Time for another reform

Ian Sams

On March 21, the day of the House of Representatives’ historic vote on health care reform, around 200,000 people descended on Capitol Hill to make a point. They weren’t there to spit on congressmen or shout racial slurs. They organized to show their passion to promote an issue, not to tear down the government.

This wasn’t a Tea Party rally, nor was it some mass outpouring of opposition to the health care bill. No, it was a diverse gathering of almost a quarter of a million people to support comprehensive immigration reform.

You may be wondering, like I was, why you haven’t heard of this rally — a rally one speaker called “the biggest mobilization on any issue since Barack Obama was inaugurated president.” It received little to no national media coverage. Its leaders weren’t interviewed or profiled. Photos from the event didn’t grace the pages of The New York Times or claim the home page of Politico.

Instead, last weekend, we heard of tea partiers calling Rep. John Lewis, D-Ga., a “nigger” and Rep. Barney Frank, D-Mass., a “faggot.” Fox News showed the signs that read: “If Brown can’t stop health care, a Browning can” and “Get rid of Congress, they’re ruining our country.” A rally of 1,000 tea partiers – rather than one 200 times its size – got top billing last weekend.

Maybe it was the relevance of the moment or the media’s obsession with who shouts the loudest or who uses the dirtiest tactics, but the complete ignorance of the immigration rally by just about everyone leaves a bad taste in my mouth.

Folks from both ends of the political spectrum, from the NAACP to Sen. Lindsey Graham, (R-S.C.), are calling on the president to take up immigration reform and uphold his promise to tackle the issue in 2010. Because of the long, drawn-out debate over health care reform, the president has undeniably had to push things onto both back burners.

Immigration reform should not be one of those second-tier issues.

A study conducted by Dr. Raúl Hinojosa-Ojeda for the Center for American Progress and the Immigration Policy Center finds that an estimated $1.5 trillion in Gross Domestic Product could be injected into the U.S. economy over the next ten years as a result of immigration reform. It also estimates that, over the first three years after reform, newly legalized immigrant workers would generate consumer spending that could support upwards of 900,000 jobs in the U.S. In addition, much-needed tax revenues would increase by nearly $5 billion.

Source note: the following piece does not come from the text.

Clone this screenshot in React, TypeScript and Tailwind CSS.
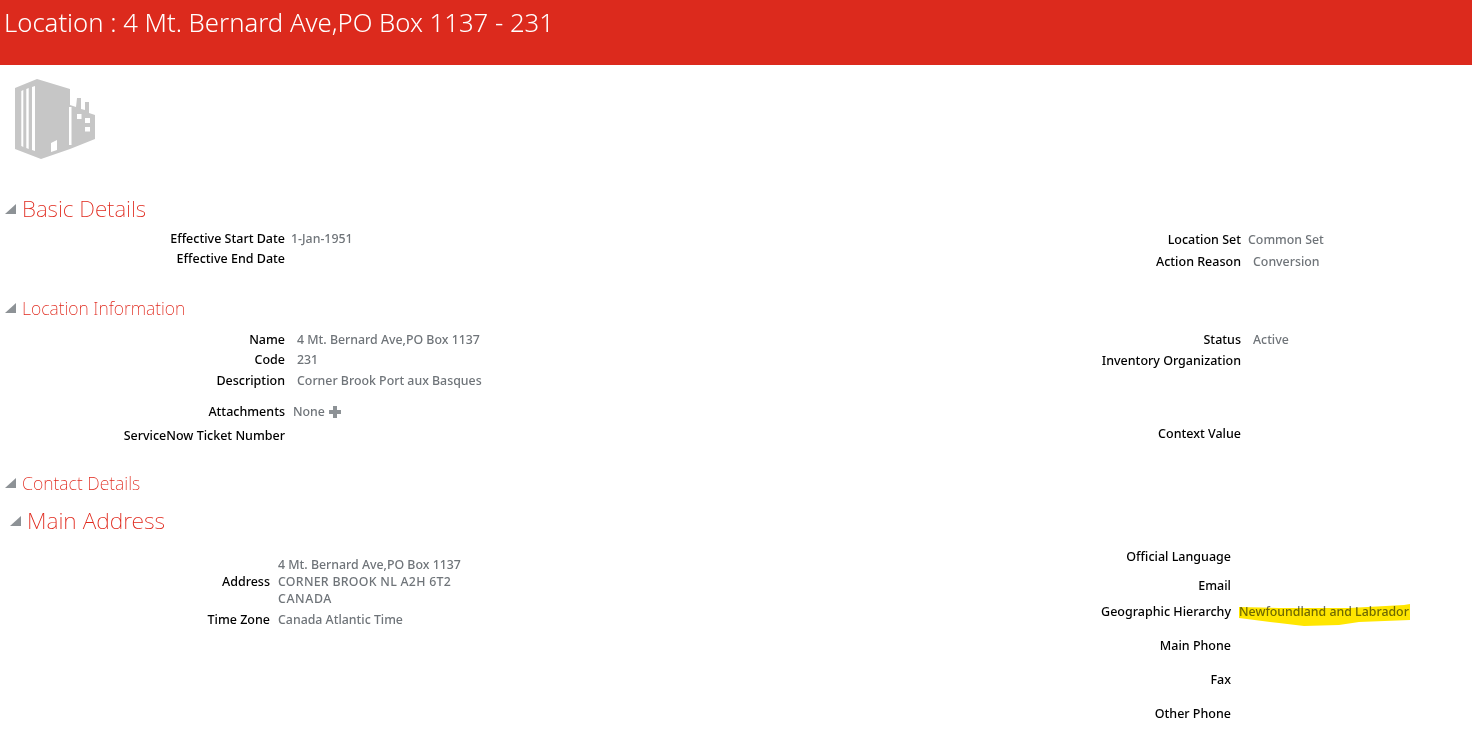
const labelClass = "shrink-0 text-right text-[12.5px] leading-[18px] font-medium text-black";
const valueClass = "text-[12.35px] font-medium text-[#6f7479]";

function Caret() {
  return (
    <svg width="12" height="12" viewBox="0 0 12 12" className="shrink-0">
      <path d="M11 1V11H0z" fill="#8d9296" />
    </svg>
  );
}

function SectionTitle({ title, className, textClass }: { title: string; className: string; textClass: string }) {
  return (
    <div className={"flex items-center " + className}>
      <Caret />
      <h2 className={"font-extralight text-[#e0281c] " + textClass}>{title}</h2>
    </div>
  );
}

function Field({ label, value, width, gap, className = "" }: { label: string; value?: string; width: string; gap: string; className?: string }) {
  return (
    <div className={"flex items-center " + className}>
      <div className={labelClass + " " + width}>{label}</div>
      {value && <div className={valueClass + " leading-[18px] " + gap}>{value}</div>}
    </div>
  );
}

function BuildingLogo() {
  return (
    <svg width="96" height="92" viewBox="0 0 96 92" className="ml-[8px] mt-[7px] block">
      <path
        d="M7 16 29 7 62 17V33L68 35 69 26H73V37L77 38V30H81V41L87 43V67L62 77 33 87 7 77z"
        fill="#c6c6c6"
      />
      <g fill="#fff">
        <path d="M13.3 19 15.3 18V75L13.3 74z" />
        <path d="M18.3 17 20.7 16V77L18.3 76z" />
        <path d="M24 15 27 14V79L24 78z" />
        <path d="M43 71 49 68V78L43 80z" />
        <rect x="61" y="35" width="2.5" height="38" />
        <rect x="69" y="42" width="4.5" height="5" />
        <rect x="77" y="46" width="5" height="5" />
        <rect x="77" y="55" width="5" height="4.5" />
      </g>
    </svg>
  );
}

export default function App() {
  return (
    <div className="relative h-[730px] w-[1472px] overflow-hidden bg-white font-['Noto_Sans','Open_Sans',sans-serif]">
      <header className="h-[65px] bg-[#dc2a1d] pl-[4px] pt-[4px]">
        <h1 className="text-[25.7px] leading-[38px] font-light text-white">Location : 4 Mt. Bernard Ave,PO Box 1137 - 231</h1>
      </header>

      <BuildingLogo />

      <SectionTitle title="Basic Details" className="mt-[30px] h-[30px] gap-[5px] pl-[5px]" textClass="text-[22.4px]" />
      <div className="grid grid-cols-[1000px_1fr]">
        <div>
          <Field label="Effective Start Date" value="1-Jan-1951" width="w-[285px]" gap="ml-[6px]" className="mt-[5px] h-[20px]" />
          <Field label="Effective End Date" width="w-[285px]" gap="" className="h-[20px]" />
        </div>
        <div>
          <Field label="Location Set" value="Common Set" width="w-[241px]" gap="ml-[7px]" className="mt-[5px] h-[22px]" />
          <Field label="Action Reason" value="Conversion" width="w-[241px]" gap="ml-[12px]" className="h-[22px]" />
        </div>
      </div>

      <SectionTitle title="Location Information" className="mt-[22px] h-[26px] gap-[5px] pl-[5px]" textClass="text-[17.6px]" />
      <div className="grid grid-cols-[1000px_1fr]">
        <div>
          <Field label="Name" value="4 Mt. Bernard Ave,PO Box 1137" width="w-[285px]" gap="ml-[12px]" className="mt-[9px] h-[20px]" />
          <Field label="Code" value="231" width="w-[285px]" gap="ml-[12px]" className="h-[20px]" />
          <Field label="Description" value="Corner Brook Port aux Basques" width="w-[285px]" gap="ml-[12px]" className="h-[21px]" />
          <div className="mt-[10px] flex h-[21px] items-center">
            <div className={labelClass + " w-[285px]"}>Attachments</div>
            <div className={valueClass + " ml-[8px] leading-[18px]"}>None</div>
            <svg width="14" height="14" viewBox="0 0 14 14" className="ml-[3px]">
              <path d="M5 1h4v4h4v4H9v4H5V9H1V5h4z" fill="#8d9296" />
            </svg>
          </div>
          <Field label="ServiceNow Ticket Number" width="w-[285px]" gap="" className="mt-[3px] h-[21px]" />
        </div>
        <div>
          <Field label="Status" value="Active" width="w-[241px]" gap="ml-[12px]" className="mt-[9px] h-[20px]" />
          <Field label="Inventory Organization" width="w-[241px]" gap="" className="h-[21px]" />
          <Field label="Context Value" width="w-[241px]" gap="" className="mt-[52px] h-[21px]" />
        </div>
      </div>

      <SectionTitle title="Contact Details" className="mt-[24px] h-[26px] gap-[5px] pl-[5px]" textClass="text-[17.7px]" />
      <SectionTitle title="Main Address" className="mt-[8px] h-[34px] gap-[5px] pl-[10px]" textClass="text-[22.9px]" />

      <div className="grid grid-cols-[1000px_1fr]">
        <div>
          <div className="mt-[18px] flex items-center">
            <div className={labelClass + " w-[270px]"}>Address</div>
            <div className={valueClass + " ml-[8px] leading-[17px]"}>
              <div>4 Mt. Bernard Ave,PO Box 1137</div>
              <div className="tracking-[0.27px]">CORNER BROOK NL A2H 6T2</div>
              <div className="tracking-[0.6px]">CANADA</div>
            </div>
          </div>
          <Field label="Time Zone" value="Canada Atlantic Time" width="w-[270px]" gap="ml-[8px]" className="mt-[3px] h-[20px]" />
        </div>
        <div>
          <Field label="Official Language" width="w-[231px]" gap="" className="mt-[8px] h-[22px]" />
          <Field label="Email" width="w-[231px]" gap="" className="mt-[7px] h-[22px]" />
          <div className="relative mt-[4px] flex h-[22px] items-center">
            <div className={labelClass + " w-[231px]"}>Geographic Hierarchy</div>
            <div className={valueClass + " ml-[8px] leading-[18px]"}>Newfoundland and Labrador</div>
            <svg width="172" height="23" viewBox="0 0 172 23" className="absolute left-[239px] top-[3px] mix-blend-multiply">
              <path d="M0 3 40 4 110 4 165 1 171 0V16L120 18 100 21 65 22 40 19 0 14z" fill="#ffe600" />
            </svg>
          </div>
          <Field label="Main Phone" width="w-[231px]" gap="" className="mt-[12px] h-[22px]" />
          <Field label="Fax" width="w-[231px]" gap="" className="mt-[12px] h-[22px]" />
          <Field label="Other Phone" width="w-[231px]" gap="" className="mt-[12px] h-[22px]" />
        </div>
      </div>
    </div>
  );
}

Immigration reform could even the playing field for many minimum wage jobs and inject new life into consumer spending. In a time when businesses desperately need new customers and our federal government needs increased revenues to draw down the deficit, newly legalized immigrants could provide some support.

Here’s what I expect: The president and Democrats in Congress will make a push toward the end of this year to reform our country’s failed immigration laws and procedures. Republicans, as they did with health care reform, will find wedge issues to thrust into the spotlight to rile up the masses against the reform proposals. Nativist tea partiers will get louder and more intense about their opposition to immigration reform and will undeniably spew forth more heated rhetoric attacking Democrats and immigrants.

And the hundreds of thousands of people who rally together to support reform will be drowned out.

For some reason it’s become the norm in our political discourse to fight and name-call and assassinate character. It’s somehow okay to suggest that violence is acceptable and that threats or intimidation are encouraged. I have no doubt that a debate over another “hot button issue” will spawn even more outrage.

But it’s time that someone takes up the charge on immigration reform. It’s time to hear some common sense solutions to how we can legalize workers and let them positively benefit society. It’s time we have a controlled debate, despite the loud, angry voices. And most importantly, it’s time our president and congressional leaders, as they did on health care, continue the work of solving our most pressing and most challenging problems.

Ian Sams is a junior majoring in political science. His column runs weekly on Monday.